The lighting was crepuscular and the imagery was a pastiche of film noir and torture porn. It was fun, and I was grateful for the scope of the endeavor and all the work that went into creating such a vast entertainment, but I'm not sure the details were right the way they were right in Sophie Calle's Room. Maybe I would have liked it better if I'd seen more erotic dancing.

Photo Credit: Yaniv Schulman
Every once in a while one of the actors would sweep in and do a silent pantomime of some urgent, nonsensical action (e.g., rifling through drawers in search of something they never found, sticking pins in a dead bird, pouring out glasses of whiskey onto the floor, packing and then unpacking a suitcase).
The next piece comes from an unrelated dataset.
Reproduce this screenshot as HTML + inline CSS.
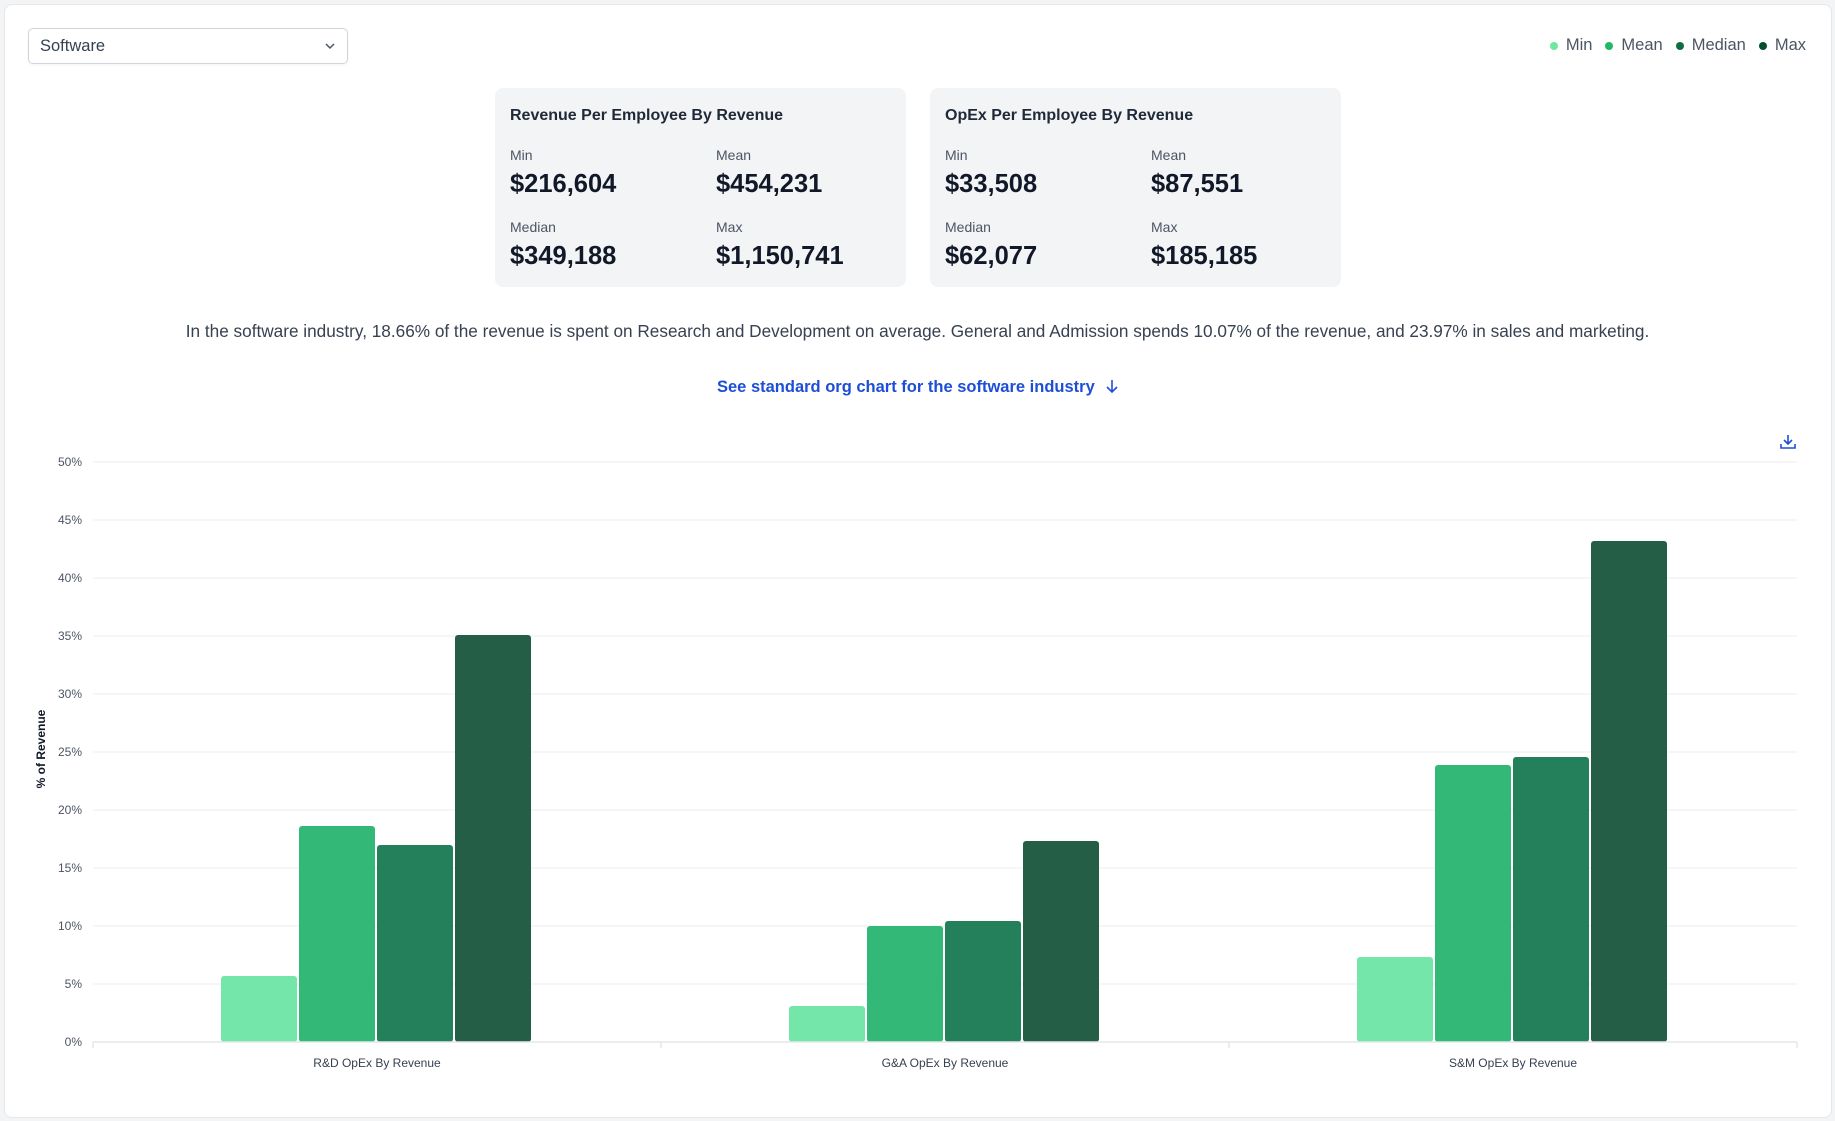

This was all pretty boring.
An exception was the moment I saw in the maze of trees. A creamy-skinned Irishwoman in a nurse's outfit emerged from a wooden shack. She walked, weeping, through the maze, where she stopped before a column and wrote on it with a piece of chalk: "Wife, children, servants, all that could be found." This was surreally, quietly beautiful.
By and large, though, I didn't buy the uniformly ramped-up nature of the emotions on display, which seemed more a way to sell the thing than authentic emotional truth. Shades of Stomp.

Although maybe I made a third mistake in not purchasing the program aggressively hawked as "the only keepsake from this show that is literally redefining the face of American theater." It might have revealed the deeper intelligence at work. As it was, I thought Sleep No More was smart, but only in the sense that a little black dress is smart. I slept great afterward, and it didn't even make me dream.